The foregoing description of the Securities Purchase Agreements is not complete and is qualified in its entirety by reference to the full text of the Securities Purchase Agreements, the forms of which are filed herewith as Exhibits 10.1 and 10.2 and incorporated herein by reference in its entirety.
Registration Rights Agreement
In connection with the Concurrent Private Placement, the Company also entered into a Registration Rights Agreement, dated April 5, 2024 (the “Registration Rights Agreement”), with the Investors, which provides that the Company will register the resale of the shares of Common Stock issuable upon conversion of the Preferred Stock. The Company is required to prepare and file an initial registration statement with the SEC as soon as reasonably practicable, but in no event later than April 23, 2024 (the “Filing Deadline”), and to use reasonable best efforts to have the registration statement declared effective within 50 days after the closing of the Concurrent Private Placement, subject to the approval of the conversion of the Private Placement Shares being received at the Company’s 2024 annual meeting of stockholders.

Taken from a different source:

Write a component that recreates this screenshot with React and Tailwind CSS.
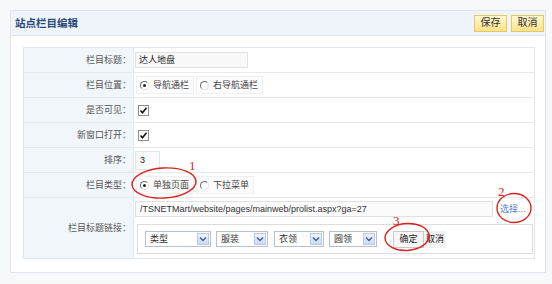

The foregoing description of the Registration Rights Agreement does not purport to be complete and is qualified in its entirety by reference to the full text of the form of such agreement, which is filed as Exhibit 10.3 to this Current Report on Form 8-K and is incorporated by reference herein.
Following the closing of the Offering, the Company expects to have 113,627,715 shares of Common Stock issued and outstanding. Subject to the receipt of stockholder approval for the Conversion Proposal and the Issuance Proposal at the 2024 annual meeting of stockholders, up to 760,857 shares of the Series A Preferred Stock will be issued. 30,434,280 shares of our common stock may be issued upon the conversion of the Series A Preferred Stock, subject to beneficial ownership limitations that may limit the ability of certain holders of Series A Preferred Stock to convert such shares to Common Stock at such time.
Item 3.02. Unregistered Sales of Equity Securities.
The information set forth in Item 1.01 of this Current Report on Form 8-K is incorporated by reference into this Item 3.02.
Item 5.03. Amendments to Articles of Incorporation or Bylaws; Change in Fiscal Year.
On April 8, 2024, the Company filed a Certificate of Designations of Preferences, Rights and Limitations of the Series A Non-Voting Convertible Preferred Stock with the Secretary of State of the State of Delaware (the “Certificate of Designations”) in connection with the Concurrent Private Placement. The Certificate of Designations provides for the issuance of up to 760,857 shares of the Series A Preferred Stock.
Holders of shares of Series A Preferred Stock are entitled to receive dividends on shares of Series A Preferred Stock equal to, on an as-if-converted-to-Common Stock basis, and in the same form as dividends if such dividends were to be paid on shares of the Common Stock. Except as otherwise required by law, the Series A Preferred Stock does not have voting rights. However, as long as any shares of Series A Preferred Stock are outstanding, the Company will not, without the affirmative vote of the holders of a majority of the then outstanding shares of the Series A Preferred Stock, (a) alter or change adversely the powers, preferences or rights given to the Series A Preferred Stock, (b) alter or amend the Certificate of Designations, or (c) amend its certificate of incorporation or other charter documents in any manner that adversely affects any rights of the holders of Series A Preferred Stock. The Series A Preferred Stock does not have a preference upon any liquidation, dissolution or winding-up of the Company.
Following stockholder approval of the Conversion Proposal, each share of Series A Preferred Stock will automatically convert into 40 shares of Common Stock, subject to certain limitations, including that a holder of Series A Preferred Stock is prohibited from converting shares of Series A Preferred Stock into shares of Common Stock if, as a result of such conversion, such holder, together with its affiliates, would beneficially own more than a specified percentage (to be established by the holder between 0% and 19.9%) of the total number of shares of Common Stock issued and outstanding immediately after giving effect to such conversion.